If you are a sexually active individual who has had a healthy number of partners, then it’s fairly likely that you have had experience of or at least a false alarm brush with sexually transmitted diseases. Thankfully, the majority of sexually transmitted infections are completely curable these days, but for those unlucky enough to contract something like herpes, the disease will remain and become a constant feature of your romantic life. Permanent conditions like this don’t have to spell the end of your sexual experience, but you do have a duty to be open with new partners about your situation. Here is how to tell your partner you have an STD.
1. Get to the Point
An STD really isn’t the kind of revelation that you can afford to be subtle and elusive about. The quicker you are honest about your situation with your partner, the quicker you can both decide how to move forward. The chances are that your partner will have had a similar scare scenario of their own before, so hopefully there will be a degree of understanding.
2. Be Honest
If the infection you have is one that isn’t curable, then you owe it to your partner to tell them this. Things like herpes and HPV will obviously inspire more serious conversations than things like chlamydia or gonorrhoea, but you have no right to keep somebody that you are having sexual contact with in the dark about something that is so potentially serious for them.
3. Don’t Get Defensive
The worst attitude to take is one of defensiveness and standoffishness.

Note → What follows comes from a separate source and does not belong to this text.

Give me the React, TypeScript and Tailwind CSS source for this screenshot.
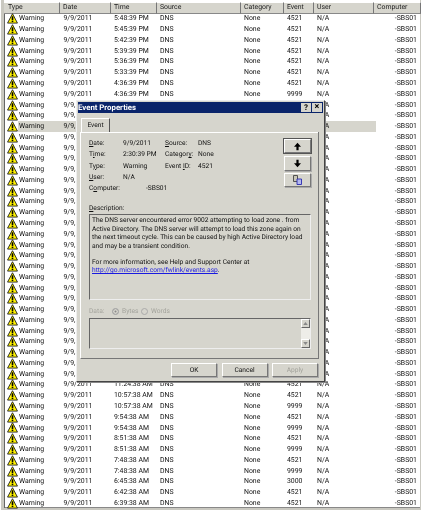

STIs happen, more often than we all would like, but directing anger toward your partner for something that they aren’t remotely responsible for is never going to be the right thing to do. You need to be calm and honest and answer all and any questions that they might have related to your news.
4. Don’t Be Defeatist
Revealing your status as an STD carrier doesn’t always have to spark the end of a relationship. The earlier you tell your partner about your situation, the more time they have to consider things. There are plenty of ways to engage in physical intimacy without transferring your infection to your partner. The important thing is to be as open as possible and that way you can figure out a future together.